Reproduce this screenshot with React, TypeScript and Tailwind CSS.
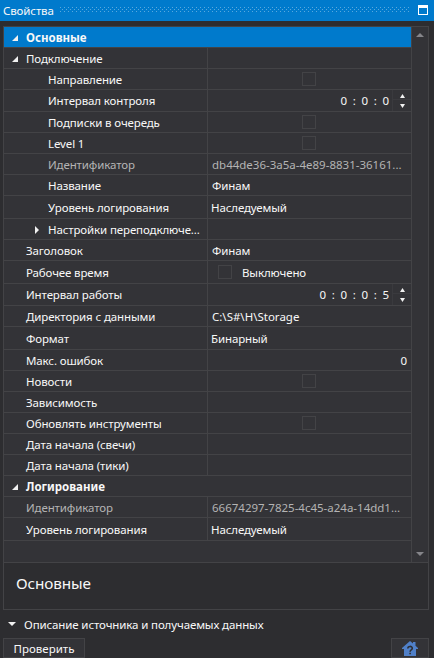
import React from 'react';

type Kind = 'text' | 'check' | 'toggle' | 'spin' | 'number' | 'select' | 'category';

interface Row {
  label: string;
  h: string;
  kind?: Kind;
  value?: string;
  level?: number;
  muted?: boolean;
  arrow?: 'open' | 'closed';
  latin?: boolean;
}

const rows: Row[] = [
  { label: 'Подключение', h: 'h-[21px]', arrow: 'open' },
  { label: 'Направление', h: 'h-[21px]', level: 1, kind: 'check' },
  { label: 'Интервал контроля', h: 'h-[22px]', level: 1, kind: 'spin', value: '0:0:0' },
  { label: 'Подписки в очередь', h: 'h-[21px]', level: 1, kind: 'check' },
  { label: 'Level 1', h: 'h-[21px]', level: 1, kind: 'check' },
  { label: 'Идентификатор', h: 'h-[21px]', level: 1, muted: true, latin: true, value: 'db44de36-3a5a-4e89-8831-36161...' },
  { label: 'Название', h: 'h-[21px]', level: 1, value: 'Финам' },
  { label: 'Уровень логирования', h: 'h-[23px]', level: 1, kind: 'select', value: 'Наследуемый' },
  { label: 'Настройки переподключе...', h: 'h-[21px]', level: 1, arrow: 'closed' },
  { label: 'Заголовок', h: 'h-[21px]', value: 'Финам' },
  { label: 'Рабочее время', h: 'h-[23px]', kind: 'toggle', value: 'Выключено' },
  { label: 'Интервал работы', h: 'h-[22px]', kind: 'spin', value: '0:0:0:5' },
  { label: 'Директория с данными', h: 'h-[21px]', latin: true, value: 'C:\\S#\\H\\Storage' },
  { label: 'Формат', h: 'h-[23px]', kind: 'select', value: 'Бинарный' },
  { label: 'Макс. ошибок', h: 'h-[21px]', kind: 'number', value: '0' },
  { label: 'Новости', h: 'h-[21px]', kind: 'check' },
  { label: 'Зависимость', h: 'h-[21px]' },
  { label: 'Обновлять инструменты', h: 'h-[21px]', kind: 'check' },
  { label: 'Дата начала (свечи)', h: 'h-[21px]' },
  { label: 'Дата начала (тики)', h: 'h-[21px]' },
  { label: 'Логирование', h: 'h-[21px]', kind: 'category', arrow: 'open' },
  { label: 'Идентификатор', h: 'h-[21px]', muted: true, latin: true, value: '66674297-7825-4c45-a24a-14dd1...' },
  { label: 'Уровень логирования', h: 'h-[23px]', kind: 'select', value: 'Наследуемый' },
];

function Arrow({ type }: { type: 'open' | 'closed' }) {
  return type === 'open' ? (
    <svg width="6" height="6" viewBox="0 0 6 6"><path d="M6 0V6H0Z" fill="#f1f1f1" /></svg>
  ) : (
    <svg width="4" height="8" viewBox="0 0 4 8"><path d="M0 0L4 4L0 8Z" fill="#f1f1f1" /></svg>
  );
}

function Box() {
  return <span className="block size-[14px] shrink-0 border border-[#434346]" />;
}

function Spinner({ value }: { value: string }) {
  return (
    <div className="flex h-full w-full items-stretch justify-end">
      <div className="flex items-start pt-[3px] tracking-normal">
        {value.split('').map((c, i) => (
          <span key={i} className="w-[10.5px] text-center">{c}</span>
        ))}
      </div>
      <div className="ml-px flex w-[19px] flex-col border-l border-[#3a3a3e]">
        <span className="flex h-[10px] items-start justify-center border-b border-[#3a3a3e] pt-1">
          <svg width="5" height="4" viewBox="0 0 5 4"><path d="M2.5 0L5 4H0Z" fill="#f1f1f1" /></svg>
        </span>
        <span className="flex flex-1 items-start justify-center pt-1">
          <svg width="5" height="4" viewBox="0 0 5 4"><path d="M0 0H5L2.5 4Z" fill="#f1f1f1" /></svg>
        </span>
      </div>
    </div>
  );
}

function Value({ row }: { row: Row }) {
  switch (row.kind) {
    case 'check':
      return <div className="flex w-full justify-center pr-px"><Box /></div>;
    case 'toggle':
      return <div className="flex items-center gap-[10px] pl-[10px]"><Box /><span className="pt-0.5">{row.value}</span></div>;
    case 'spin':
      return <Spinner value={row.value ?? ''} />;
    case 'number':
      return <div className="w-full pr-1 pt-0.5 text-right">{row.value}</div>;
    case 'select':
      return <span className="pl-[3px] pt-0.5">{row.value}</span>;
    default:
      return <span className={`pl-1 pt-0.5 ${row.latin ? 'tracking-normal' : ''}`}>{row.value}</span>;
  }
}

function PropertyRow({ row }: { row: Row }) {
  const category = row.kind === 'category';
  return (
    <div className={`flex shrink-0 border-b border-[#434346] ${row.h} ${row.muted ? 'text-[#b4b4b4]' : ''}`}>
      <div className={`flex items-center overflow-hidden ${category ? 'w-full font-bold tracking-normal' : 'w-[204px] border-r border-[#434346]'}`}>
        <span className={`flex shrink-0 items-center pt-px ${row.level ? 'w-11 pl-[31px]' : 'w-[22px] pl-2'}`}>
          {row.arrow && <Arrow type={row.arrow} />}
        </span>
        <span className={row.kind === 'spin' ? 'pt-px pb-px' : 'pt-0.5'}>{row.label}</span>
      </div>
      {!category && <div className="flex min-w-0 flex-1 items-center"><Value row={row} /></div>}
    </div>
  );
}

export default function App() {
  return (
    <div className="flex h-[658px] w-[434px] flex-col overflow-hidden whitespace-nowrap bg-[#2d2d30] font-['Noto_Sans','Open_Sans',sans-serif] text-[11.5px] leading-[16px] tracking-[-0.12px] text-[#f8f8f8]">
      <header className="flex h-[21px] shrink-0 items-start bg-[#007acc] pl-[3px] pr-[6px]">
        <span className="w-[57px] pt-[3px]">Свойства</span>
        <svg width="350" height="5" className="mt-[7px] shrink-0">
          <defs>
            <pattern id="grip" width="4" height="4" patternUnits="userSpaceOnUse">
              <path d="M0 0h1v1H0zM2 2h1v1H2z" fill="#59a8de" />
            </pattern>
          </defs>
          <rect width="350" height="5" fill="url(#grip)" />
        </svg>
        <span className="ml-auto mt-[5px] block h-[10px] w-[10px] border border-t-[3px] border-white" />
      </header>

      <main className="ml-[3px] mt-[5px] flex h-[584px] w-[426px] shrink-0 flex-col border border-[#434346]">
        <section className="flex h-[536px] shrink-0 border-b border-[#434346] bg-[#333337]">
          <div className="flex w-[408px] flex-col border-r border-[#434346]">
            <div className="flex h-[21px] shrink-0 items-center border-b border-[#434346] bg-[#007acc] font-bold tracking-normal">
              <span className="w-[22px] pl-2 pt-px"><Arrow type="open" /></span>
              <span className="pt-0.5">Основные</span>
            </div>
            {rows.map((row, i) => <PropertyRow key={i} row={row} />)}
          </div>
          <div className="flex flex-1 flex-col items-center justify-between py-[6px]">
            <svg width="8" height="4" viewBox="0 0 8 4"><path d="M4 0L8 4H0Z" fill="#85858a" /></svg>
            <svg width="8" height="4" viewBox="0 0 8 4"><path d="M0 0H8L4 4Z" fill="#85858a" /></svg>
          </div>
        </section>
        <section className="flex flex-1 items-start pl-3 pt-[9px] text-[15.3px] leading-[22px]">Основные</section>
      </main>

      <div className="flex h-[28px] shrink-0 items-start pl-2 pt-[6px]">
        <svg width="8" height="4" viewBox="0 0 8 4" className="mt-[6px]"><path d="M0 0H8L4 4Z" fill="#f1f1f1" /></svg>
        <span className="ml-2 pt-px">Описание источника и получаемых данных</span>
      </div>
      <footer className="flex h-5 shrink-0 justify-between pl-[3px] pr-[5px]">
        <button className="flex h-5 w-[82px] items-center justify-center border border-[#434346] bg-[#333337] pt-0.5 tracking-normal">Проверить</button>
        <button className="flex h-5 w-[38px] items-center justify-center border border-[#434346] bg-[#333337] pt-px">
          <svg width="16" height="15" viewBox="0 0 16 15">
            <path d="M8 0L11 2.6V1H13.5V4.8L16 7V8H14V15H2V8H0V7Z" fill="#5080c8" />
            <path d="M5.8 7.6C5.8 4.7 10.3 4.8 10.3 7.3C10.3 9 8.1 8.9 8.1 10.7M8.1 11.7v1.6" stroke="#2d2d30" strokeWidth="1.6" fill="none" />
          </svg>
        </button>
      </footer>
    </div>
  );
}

▶ **What you need to do**:
Identify lines with the string "React". Copy each one.

▶ **Reply to the exercise**:
Reproduce this screenshot with React, TypeScript and Tailwind CSS.
import React from 'react';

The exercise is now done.